* _WHAT TO WORK ON_
Reproduce, please, the span of lines beginning at the line with "Write a component" and ending at the line with "border-[#b9b9b9] bg-white px-[2px]", inclusive, minus any pictures.

Code that builds pages
▽

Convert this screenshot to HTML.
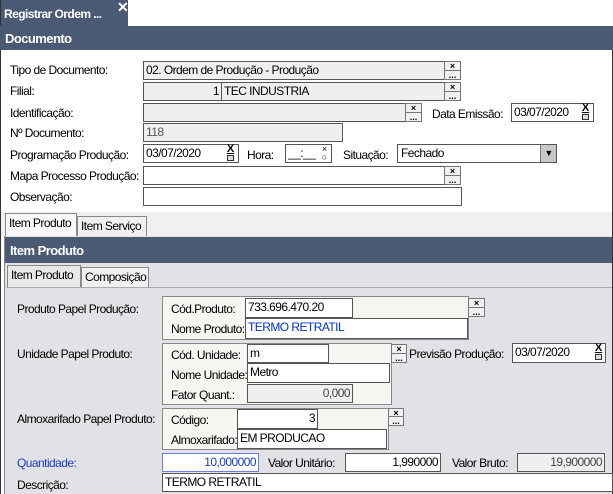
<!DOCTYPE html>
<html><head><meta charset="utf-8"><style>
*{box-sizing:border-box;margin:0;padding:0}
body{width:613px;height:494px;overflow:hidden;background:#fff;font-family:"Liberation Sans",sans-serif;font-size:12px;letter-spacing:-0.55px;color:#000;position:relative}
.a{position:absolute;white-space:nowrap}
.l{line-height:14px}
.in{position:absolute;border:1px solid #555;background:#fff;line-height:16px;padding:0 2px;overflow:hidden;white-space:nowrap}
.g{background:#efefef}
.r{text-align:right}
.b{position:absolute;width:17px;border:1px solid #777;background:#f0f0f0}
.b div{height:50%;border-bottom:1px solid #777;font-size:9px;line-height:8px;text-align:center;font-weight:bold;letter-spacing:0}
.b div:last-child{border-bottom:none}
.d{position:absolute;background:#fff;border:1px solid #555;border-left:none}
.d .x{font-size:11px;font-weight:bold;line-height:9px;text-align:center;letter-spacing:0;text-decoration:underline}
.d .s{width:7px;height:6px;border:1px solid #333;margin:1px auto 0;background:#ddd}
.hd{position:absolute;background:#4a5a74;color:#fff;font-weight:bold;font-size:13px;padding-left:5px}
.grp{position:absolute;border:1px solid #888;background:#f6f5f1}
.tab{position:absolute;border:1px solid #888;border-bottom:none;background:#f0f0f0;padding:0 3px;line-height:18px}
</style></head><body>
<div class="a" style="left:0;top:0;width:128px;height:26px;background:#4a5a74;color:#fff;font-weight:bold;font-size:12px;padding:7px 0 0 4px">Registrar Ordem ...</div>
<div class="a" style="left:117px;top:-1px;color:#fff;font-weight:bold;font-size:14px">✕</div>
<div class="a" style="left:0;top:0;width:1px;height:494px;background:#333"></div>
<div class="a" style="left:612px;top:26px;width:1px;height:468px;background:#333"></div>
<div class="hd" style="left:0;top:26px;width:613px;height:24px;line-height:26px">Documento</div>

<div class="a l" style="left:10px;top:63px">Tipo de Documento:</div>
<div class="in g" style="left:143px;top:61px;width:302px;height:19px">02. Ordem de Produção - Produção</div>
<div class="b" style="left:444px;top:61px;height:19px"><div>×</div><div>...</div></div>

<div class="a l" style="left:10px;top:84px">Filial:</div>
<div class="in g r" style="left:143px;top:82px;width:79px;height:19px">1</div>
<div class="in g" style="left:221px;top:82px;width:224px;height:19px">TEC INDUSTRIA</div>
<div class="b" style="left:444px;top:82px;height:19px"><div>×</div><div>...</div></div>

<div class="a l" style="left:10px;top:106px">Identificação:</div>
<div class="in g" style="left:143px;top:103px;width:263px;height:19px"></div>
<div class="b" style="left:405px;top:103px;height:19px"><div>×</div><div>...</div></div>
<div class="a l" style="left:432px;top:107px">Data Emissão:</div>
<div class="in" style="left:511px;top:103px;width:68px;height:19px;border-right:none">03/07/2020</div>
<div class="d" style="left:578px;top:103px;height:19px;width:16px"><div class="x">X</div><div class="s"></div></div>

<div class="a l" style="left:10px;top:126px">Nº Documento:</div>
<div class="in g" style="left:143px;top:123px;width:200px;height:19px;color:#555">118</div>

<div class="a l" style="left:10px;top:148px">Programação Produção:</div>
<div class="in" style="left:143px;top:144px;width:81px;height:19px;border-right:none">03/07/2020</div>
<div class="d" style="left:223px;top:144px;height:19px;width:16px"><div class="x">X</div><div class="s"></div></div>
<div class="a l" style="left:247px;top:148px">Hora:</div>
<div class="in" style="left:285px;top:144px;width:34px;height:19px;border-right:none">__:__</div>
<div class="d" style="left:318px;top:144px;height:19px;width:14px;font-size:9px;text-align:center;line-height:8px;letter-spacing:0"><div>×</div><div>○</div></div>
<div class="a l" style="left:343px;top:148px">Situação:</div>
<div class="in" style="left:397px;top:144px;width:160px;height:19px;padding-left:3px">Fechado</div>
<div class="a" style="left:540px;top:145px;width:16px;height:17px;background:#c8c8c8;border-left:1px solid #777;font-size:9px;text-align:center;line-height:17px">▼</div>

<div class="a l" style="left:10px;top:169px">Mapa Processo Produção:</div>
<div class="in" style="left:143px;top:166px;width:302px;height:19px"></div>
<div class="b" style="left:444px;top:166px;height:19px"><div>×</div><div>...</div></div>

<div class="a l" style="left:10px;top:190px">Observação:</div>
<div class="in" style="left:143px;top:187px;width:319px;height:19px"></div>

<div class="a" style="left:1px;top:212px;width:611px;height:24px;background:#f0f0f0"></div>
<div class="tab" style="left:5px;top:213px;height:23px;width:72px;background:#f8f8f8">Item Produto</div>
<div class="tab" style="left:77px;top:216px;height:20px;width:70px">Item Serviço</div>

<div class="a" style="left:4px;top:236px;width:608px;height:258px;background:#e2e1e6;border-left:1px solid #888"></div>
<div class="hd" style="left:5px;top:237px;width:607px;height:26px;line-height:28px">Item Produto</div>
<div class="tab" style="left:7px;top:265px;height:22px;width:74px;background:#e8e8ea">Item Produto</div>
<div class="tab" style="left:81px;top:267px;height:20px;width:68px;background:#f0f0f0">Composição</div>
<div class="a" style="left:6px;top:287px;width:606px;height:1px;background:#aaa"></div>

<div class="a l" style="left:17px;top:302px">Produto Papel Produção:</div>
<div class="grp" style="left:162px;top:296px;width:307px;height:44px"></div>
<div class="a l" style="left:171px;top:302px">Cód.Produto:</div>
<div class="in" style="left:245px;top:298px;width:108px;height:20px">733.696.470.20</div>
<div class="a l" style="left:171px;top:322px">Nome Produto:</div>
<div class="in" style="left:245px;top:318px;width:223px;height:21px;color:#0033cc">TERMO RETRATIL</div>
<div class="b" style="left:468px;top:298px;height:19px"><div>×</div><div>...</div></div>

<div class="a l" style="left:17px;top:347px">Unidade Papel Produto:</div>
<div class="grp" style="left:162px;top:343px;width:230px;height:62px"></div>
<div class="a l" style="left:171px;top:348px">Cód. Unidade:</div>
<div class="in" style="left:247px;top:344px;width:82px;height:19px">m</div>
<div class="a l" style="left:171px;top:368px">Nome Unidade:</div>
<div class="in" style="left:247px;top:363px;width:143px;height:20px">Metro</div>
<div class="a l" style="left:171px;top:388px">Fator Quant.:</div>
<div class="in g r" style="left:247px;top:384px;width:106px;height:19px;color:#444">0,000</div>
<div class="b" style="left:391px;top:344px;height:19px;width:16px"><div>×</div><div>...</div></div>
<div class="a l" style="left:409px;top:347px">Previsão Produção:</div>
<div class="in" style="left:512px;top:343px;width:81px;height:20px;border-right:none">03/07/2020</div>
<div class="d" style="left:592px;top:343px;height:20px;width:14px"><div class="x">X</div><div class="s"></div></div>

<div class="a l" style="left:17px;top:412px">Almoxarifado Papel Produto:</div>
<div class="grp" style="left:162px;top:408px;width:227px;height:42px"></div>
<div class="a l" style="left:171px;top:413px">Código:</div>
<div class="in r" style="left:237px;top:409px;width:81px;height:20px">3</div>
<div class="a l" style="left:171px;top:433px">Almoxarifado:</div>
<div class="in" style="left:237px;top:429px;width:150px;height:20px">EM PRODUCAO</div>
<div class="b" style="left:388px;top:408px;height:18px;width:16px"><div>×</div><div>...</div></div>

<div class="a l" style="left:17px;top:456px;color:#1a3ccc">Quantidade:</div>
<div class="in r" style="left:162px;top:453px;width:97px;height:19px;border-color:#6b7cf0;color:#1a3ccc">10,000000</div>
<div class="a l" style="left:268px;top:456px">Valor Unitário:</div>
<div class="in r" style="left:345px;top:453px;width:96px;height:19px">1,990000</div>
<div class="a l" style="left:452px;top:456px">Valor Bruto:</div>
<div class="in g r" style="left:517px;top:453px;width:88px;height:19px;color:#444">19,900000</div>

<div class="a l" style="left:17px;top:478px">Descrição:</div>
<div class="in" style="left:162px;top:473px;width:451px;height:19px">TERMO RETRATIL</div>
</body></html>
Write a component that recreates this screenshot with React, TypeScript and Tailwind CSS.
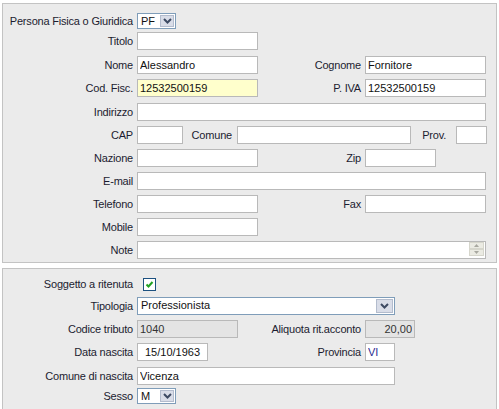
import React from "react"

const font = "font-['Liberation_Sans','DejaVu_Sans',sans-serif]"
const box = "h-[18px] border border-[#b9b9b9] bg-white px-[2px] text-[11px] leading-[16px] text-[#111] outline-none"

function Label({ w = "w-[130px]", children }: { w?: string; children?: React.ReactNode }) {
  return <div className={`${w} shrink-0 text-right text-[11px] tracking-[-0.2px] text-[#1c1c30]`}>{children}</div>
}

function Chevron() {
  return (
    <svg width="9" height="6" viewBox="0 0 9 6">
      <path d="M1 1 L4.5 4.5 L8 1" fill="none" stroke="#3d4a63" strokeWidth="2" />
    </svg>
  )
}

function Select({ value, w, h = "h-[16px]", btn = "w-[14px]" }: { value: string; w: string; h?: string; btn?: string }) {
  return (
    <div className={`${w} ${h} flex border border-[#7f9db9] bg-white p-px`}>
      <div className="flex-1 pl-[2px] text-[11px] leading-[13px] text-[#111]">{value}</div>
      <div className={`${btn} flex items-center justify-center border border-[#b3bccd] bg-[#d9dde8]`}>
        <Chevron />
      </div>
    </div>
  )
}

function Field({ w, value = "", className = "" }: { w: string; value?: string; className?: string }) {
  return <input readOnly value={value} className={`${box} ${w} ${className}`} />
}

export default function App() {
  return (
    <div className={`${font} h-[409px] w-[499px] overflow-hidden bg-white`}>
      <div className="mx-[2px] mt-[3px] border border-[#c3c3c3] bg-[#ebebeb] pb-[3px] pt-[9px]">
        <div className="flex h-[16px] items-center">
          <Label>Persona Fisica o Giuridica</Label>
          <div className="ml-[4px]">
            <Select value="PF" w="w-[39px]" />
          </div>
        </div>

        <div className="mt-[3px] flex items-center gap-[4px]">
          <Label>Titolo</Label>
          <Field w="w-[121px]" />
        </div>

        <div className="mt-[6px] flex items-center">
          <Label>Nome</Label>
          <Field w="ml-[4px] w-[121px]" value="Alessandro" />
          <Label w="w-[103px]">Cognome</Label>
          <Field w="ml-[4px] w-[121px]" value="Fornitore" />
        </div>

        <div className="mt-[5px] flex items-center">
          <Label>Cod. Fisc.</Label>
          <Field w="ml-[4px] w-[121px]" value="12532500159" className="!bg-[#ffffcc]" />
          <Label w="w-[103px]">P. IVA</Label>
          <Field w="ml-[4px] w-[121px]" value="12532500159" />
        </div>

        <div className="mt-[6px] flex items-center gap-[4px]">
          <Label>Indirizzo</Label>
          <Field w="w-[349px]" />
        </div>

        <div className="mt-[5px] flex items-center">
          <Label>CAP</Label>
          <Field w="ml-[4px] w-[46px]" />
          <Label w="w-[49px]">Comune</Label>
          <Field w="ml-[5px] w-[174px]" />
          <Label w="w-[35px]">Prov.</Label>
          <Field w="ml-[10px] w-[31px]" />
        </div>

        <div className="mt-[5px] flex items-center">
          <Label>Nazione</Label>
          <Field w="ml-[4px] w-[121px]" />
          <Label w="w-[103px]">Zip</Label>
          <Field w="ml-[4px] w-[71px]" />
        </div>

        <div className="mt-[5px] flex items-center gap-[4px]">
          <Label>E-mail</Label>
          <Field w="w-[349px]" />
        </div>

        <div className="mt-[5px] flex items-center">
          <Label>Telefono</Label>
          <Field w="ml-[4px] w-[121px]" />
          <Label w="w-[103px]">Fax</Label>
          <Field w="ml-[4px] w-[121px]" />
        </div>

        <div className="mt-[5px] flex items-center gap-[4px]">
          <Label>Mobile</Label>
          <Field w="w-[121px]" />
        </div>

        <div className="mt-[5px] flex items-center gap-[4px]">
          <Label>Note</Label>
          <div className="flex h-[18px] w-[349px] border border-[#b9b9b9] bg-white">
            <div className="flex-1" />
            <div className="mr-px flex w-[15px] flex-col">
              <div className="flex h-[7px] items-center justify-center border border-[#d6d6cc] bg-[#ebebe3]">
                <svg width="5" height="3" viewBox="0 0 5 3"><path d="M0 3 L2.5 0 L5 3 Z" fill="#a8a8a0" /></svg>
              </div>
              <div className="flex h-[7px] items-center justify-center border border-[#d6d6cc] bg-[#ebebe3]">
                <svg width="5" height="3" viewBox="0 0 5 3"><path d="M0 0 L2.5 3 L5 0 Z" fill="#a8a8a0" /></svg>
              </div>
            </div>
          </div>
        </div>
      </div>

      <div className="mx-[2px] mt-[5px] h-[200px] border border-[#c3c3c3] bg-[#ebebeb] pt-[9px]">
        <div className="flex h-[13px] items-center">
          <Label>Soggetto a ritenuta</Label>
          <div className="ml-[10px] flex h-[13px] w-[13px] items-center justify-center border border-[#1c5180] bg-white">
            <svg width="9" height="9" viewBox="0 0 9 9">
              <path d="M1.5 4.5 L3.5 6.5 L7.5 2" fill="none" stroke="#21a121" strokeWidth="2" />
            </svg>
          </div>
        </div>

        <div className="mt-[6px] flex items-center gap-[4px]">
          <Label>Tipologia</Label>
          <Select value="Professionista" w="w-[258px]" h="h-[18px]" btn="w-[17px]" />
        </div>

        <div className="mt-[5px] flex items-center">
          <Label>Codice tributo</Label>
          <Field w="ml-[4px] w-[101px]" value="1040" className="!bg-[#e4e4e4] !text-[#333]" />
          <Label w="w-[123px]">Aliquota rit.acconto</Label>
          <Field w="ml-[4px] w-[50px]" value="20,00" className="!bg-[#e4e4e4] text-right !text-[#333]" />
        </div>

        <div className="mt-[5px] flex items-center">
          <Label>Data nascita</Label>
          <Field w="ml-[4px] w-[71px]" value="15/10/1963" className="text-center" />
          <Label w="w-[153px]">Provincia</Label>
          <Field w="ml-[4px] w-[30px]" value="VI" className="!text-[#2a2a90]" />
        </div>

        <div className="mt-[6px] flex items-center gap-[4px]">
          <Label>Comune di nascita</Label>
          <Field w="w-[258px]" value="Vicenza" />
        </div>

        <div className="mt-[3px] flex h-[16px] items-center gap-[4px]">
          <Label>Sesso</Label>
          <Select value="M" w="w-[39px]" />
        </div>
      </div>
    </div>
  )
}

△

* _RESPONSE TO THE TASK_
Write a component that recreates this screenshot with React, TypeScript and Tailwind CSS.
import React from "react"

const font = "font-['Liberation_Sans','DejaVu_Sans',sans-serif]"
const box = "h-[18px] border border-[#b9b9b9] bg-white px-[2px] text-[11px] leading-[16px] text-[#111] outline-none"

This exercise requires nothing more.